I’m unsure why this had to be turned into an issue at this late stage of the game, but the White House recently announced that we will not be endorsing the long-delayed outcome of the highly controversial election in Afghanistan that returned Ashraf Ghani back to power for another term. We’re demanding a review of the results and more clarity on possible irregularities in the voting process. And all of this is being done just as we’re cruising through our “reduction in violence” window and heading for a possible exit from America’s longest war. (Free Beacon)

More than a week after Afghanistan announced the results of a hotly contested election that critics say was marred by corruption, the Trump administration is demanding a review of the outcome in comments likely to complicate the president’s efforts to foster a peace accord with the Taliban.

More than five months after Afghans voted, the country’s election commission announced that incumbent president Ashraf Ghani was narrowly reelected with a little more than 50 percent of the vote.

Rival politician Abdullah Abdullah immediately challenged the outcome, describing it as “national treason.”

Our diplomats are urging everyone to remain calm and not focus on “electoral politics” during this sensitive period. But that’s quite the demand to make after we basically endorsed (or at least gave a nod to) the possibility that the election was rigged. That just throws the legitimacy of Ghani’s government further into doubt and adds fuel that the Taliban can use to justify further violence.

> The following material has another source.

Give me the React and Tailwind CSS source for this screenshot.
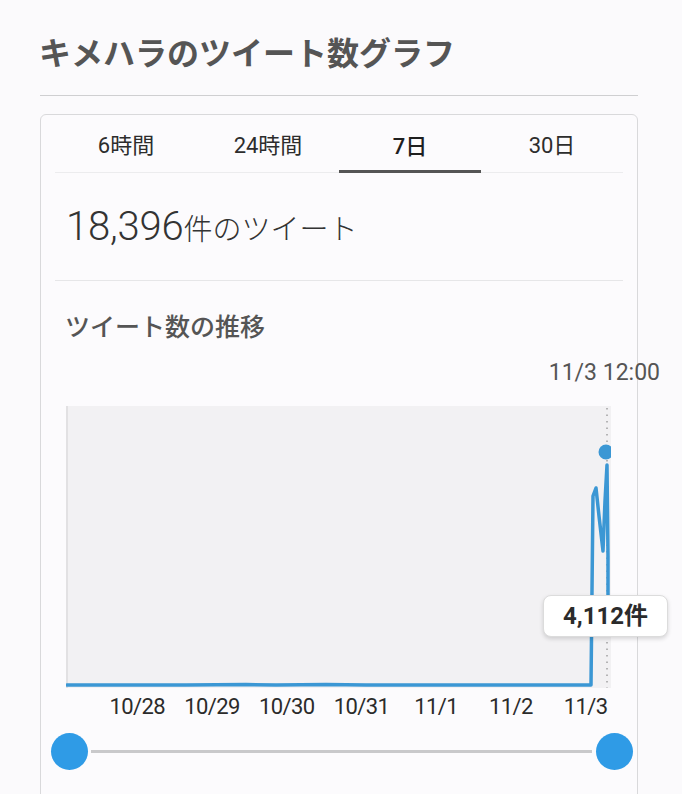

More to the point, why are we risking any tenuous and likely temporary progress in the peace talks by taking such an incendiary position? I’m not saying the election wasn’t rigged, mind you. It almost certainly was. If we’ve learned anything over the past almost 20 years it’s that virtually everything in Afghanistan is marred by corruption and any allies we may have there are dubious at best. We still have soldiers in the uniforms of the people we’re supposedly allied with attacking our troops on a regular basis. And bribery and deceit are the hallmarks of their elected officials.

But my point is, why throw more fuel on the fire at this point? I think it’s become obvious by now that we’re going to be leaving, one way or the other. And there’s no way that the Taliban will honor their promises once heavily armed American troops are no longer there to enforce them. Ashraf Ghani’s presidency, along with his entire government, has a shelf life of probably six months after we pull out at the most. Then the Taliban will crush whatever humanitarian and human rights “progress” has been made there and the country will go back to the second century like it always does.

I’m aware of what everyone still says about the Pottery Barn rule when it comes to Afghanistan. We broke it. We bought it, right? But this has gone on long enough. It’s time to give it back, even if we don’t get to ask for a refund. I’m willing to bet that when the world looks back at this particular transitionary period a few decades from now, one rigged election will be the least of the worries for the people of Afghanistan.